***** EXERCISE MATERIAL *****

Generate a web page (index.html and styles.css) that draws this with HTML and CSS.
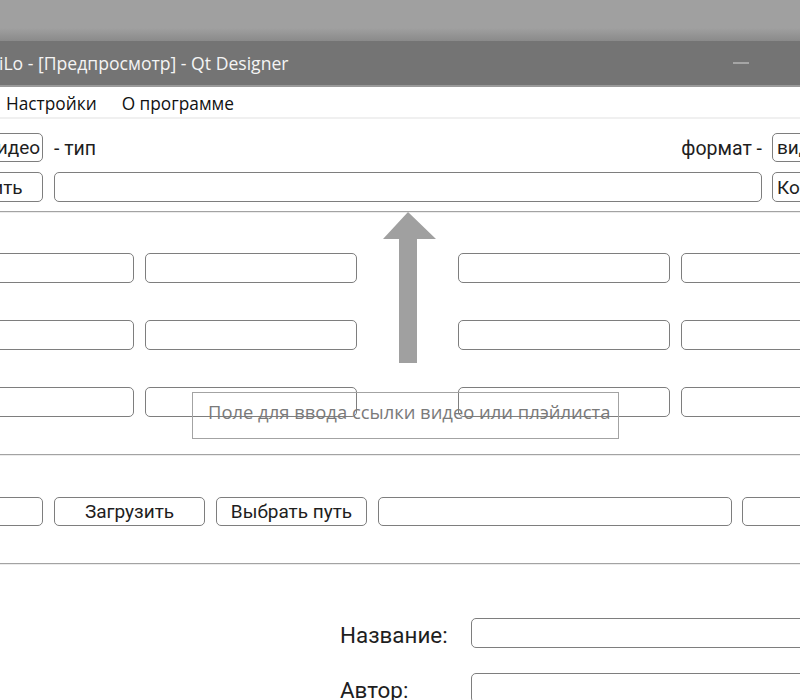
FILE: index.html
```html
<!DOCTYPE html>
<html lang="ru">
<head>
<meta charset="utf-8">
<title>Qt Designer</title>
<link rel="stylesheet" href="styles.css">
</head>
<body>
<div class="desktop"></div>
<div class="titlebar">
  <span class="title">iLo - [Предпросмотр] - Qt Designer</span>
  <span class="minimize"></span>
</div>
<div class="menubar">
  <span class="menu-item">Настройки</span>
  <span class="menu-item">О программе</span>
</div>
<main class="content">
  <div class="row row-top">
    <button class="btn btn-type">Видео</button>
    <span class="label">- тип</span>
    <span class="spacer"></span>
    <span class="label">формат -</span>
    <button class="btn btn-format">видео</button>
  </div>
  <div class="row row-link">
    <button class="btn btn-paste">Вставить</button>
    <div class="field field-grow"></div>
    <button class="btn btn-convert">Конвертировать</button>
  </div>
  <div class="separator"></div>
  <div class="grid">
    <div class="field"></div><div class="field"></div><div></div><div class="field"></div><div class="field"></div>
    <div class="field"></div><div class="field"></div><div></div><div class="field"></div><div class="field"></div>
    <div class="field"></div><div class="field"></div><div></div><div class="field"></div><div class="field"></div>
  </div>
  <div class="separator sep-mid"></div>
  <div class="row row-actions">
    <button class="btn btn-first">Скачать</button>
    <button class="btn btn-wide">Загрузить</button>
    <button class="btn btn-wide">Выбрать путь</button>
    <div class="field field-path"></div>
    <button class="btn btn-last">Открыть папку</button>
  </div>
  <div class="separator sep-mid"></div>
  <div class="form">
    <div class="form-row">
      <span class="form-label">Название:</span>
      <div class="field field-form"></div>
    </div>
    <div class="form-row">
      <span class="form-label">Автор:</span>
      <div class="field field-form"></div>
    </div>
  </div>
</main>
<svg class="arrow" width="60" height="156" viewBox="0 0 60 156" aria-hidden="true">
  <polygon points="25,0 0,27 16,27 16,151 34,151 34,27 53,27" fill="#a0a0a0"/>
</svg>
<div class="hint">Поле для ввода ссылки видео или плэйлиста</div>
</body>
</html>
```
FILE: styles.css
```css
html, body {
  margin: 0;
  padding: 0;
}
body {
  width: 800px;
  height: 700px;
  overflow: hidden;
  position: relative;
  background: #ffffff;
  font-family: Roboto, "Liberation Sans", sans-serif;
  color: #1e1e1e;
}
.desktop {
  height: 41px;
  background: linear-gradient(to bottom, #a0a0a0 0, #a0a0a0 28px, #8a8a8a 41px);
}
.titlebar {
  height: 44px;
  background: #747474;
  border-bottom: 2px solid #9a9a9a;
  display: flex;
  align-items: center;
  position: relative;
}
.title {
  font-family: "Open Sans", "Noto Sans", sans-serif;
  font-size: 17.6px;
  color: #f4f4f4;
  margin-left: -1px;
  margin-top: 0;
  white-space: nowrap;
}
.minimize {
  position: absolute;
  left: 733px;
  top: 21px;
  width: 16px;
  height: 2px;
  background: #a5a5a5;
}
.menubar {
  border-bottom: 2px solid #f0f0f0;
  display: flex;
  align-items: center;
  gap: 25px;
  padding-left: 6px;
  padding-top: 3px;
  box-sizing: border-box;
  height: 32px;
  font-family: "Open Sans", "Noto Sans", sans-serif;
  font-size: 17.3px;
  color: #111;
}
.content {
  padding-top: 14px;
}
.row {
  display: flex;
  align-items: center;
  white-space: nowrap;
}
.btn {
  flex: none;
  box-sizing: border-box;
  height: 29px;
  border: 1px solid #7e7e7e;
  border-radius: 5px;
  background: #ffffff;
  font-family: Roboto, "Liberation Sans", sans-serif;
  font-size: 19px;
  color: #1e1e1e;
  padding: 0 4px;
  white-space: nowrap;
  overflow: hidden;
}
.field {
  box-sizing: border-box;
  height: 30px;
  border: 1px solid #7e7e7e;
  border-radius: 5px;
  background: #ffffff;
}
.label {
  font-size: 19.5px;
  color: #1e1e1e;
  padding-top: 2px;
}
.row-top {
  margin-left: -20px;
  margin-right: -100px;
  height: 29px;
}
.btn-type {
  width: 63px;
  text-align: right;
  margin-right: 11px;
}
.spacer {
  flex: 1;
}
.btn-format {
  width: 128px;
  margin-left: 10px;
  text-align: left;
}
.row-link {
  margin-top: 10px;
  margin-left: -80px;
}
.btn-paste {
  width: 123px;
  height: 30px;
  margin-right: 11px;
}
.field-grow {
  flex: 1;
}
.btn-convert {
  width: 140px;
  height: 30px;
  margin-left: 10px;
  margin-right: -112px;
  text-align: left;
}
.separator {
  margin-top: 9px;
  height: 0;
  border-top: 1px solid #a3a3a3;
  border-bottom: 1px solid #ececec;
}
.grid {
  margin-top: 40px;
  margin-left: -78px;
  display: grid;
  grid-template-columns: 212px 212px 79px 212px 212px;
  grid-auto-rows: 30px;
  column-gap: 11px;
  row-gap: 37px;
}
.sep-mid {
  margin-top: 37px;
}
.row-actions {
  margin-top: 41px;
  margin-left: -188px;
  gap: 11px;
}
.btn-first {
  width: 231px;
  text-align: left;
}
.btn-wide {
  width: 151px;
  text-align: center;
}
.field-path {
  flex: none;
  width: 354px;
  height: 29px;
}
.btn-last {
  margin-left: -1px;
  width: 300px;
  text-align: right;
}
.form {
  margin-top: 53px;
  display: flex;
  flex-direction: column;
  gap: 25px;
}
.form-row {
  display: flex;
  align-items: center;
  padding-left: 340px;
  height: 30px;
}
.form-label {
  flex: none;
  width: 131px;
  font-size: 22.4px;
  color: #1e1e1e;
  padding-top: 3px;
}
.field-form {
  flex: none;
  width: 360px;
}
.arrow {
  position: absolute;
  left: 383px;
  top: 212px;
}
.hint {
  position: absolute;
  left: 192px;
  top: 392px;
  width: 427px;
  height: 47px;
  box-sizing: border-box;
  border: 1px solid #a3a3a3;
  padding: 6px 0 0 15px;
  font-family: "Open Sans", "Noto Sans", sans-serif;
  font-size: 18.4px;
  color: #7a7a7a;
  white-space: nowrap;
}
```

*****
***** EXERCISE MATERIAL *****

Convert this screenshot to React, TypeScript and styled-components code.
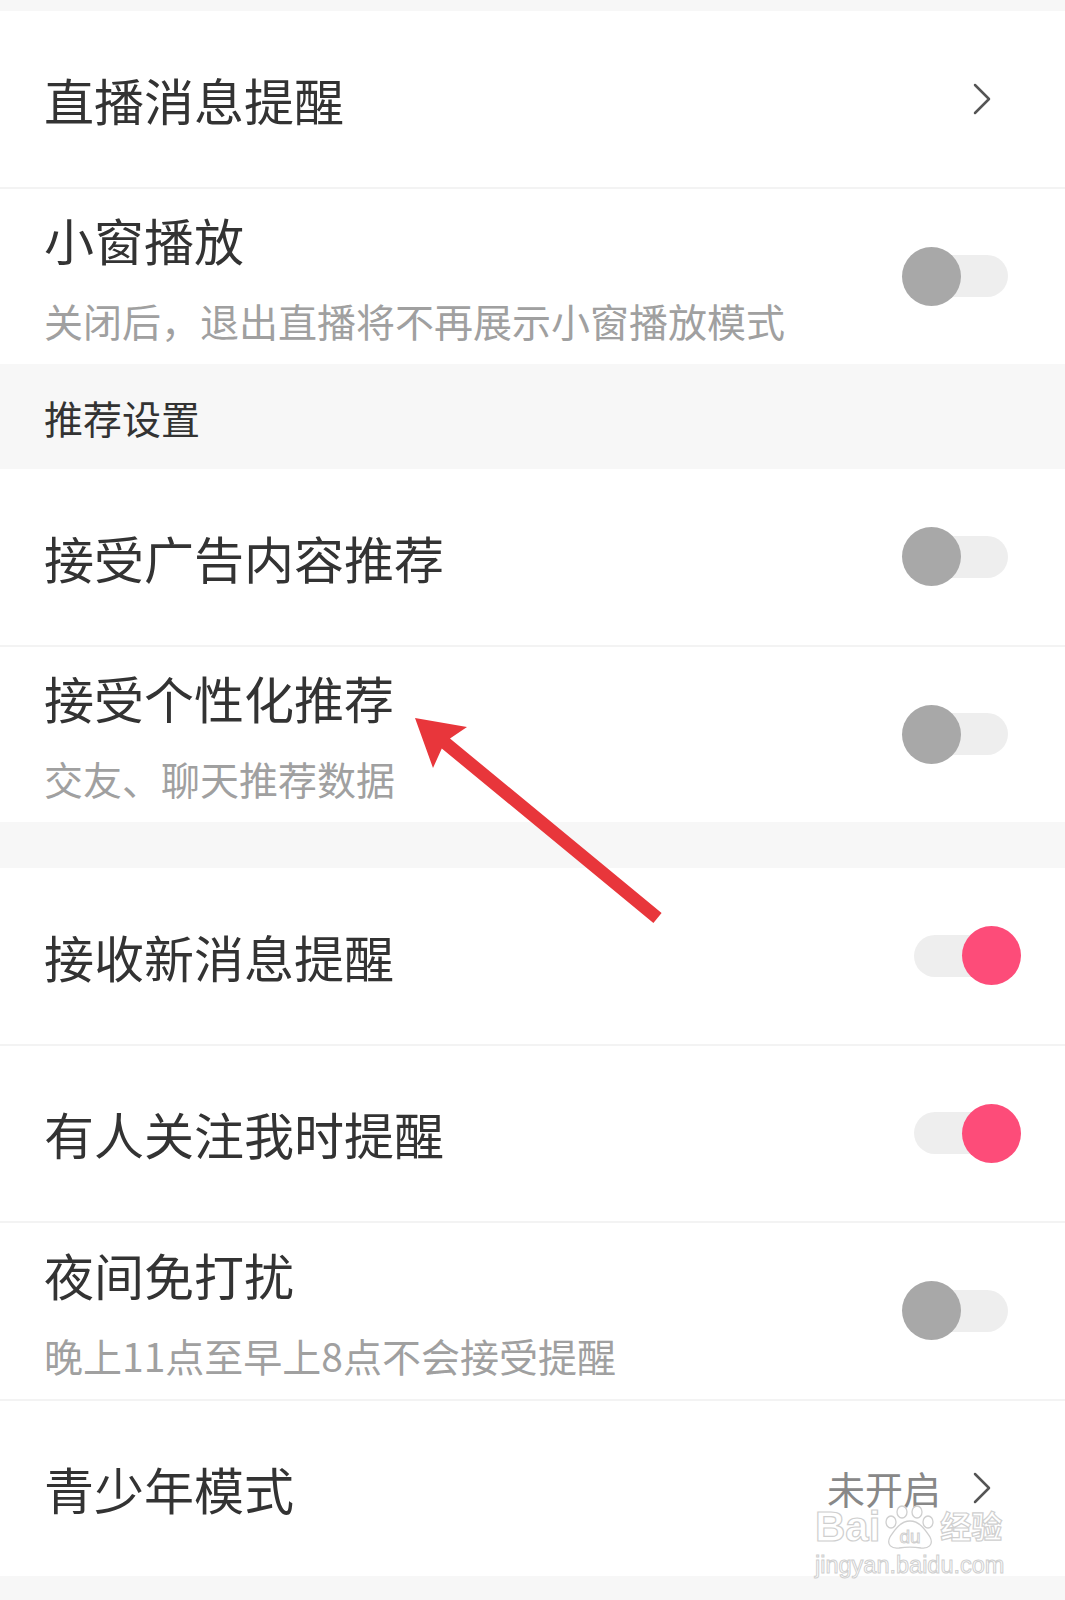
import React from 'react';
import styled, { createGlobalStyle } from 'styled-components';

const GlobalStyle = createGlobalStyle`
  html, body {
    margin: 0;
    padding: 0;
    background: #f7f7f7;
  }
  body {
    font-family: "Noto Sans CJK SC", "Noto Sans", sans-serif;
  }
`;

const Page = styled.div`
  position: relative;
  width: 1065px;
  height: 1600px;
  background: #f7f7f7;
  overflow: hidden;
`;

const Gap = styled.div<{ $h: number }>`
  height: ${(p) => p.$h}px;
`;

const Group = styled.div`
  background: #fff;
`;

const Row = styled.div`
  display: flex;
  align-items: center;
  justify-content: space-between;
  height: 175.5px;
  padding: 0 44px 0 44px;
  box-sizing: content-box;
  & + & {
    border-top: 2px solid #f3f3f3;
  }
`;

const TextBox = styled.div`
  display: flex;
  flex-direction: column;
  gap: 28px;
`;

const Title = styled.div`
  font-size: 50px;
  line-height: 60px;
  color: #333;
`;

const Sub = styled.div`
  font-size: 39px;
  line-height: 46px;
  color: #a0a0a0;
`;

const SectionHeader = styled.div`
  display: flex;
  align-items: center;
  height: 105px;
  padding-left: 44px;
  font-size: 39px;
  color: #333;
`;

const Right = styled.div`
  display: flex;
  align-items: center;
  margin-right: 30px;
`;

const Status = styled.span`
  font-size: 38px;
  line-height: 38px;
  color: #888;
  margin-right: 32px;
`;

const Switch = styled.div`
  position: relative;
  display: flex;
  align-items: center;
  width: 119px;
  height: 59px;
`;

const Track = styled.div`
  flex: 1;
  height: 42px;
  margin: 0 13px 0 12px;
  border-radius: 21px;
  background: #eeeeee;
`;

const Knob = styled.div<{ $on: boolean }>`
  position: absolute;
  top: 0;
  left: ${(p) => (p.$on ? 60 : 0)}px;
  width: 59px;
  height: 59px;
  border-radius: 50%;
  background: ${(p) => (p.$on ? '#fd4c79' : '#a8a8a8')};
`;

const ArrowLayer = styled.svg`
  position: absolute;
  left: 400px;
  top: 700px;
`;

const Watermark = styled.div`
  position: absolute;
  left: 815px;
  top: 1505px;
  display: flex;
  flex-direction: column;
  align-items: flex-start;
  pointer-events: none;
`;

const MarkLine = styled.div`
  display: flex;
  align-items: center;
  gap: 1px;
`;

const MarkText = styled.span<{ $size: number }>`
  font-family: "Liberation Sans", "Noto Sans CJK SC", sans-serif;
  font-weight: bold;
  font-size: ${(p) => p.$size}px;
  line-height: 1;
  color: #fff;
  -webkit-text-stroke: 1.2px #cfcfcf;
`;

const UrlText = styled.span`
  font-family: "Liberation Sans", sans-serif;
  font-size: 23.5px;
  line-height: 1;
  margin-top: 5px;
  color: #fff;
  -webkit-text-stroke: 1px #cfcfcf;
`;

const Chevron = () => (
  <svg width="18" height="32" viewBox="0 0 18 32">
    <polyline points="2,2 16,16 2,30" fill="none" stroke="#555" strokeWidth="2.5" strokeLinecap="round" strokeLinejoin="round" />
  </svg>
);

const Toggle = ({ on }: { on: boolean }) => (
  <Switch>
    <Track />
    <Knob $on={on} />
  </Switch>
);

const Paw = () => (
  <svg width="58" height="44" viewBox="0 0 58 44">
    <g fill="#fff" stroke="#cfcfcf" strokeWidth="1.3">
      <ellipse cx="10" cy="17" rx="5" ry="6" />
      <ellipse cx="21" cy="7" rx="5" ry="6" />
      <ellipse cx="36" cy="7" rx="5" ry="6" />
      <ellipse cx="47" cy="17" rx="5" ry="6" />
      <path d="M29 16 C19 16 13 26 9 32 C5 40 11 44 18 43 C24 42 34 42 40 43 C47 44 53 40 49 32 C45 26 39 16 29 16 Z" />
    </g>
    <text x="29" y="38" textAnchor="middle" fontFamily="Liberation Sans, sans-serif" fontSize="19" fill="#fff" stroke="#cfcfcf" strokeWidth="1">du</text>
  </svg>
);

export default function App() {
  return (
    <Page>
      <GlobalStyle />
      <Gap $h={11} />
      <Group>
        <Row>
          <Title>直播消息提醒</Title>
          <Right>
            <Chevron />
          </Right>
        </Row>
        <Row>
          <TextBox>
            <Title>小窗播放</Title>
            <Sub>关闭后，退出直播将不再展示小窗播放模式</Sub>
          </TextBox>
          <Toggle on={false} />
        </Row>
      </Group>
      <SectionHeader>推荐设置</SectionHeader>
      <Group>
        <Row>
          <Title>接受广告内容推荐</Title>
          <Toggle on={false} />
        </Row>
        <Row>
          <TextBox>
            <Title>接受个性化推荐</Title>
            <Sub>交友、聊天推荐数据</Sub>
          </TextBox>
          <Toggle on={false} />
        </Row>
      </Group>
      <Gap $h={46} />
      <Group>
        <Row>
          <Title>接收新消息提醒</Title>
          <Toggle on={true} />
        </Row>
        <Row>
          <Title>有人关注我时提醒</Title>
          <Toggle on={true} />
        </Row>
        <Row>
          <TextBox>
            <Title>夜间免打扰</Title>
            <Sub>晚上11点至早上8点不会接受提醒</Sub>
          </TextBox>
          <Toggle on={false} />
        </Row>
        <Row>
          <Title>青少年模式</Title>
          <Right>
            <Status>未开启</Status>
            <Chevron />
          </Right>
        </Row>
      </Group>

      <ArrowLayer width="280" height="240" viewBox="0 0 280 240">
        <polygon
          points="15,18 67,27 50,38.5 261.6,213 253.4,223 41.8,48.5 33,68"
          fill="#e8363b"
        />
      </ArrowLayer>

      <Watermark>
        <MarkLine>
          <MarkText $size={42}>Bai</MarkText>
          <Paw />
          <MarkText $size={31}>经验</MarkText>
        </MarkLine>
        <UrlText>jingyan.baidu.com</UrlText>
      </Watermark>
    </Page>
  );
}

*****

- EXERCISE BRIEF -
Show every line above in which the word "this" occurs.

- FINISHED EXERCISE -
Generate a web page (index.html and styles.css) that draws this with HTML and CSS.
Convert this screenshot to React, TypeScript and styled-components code.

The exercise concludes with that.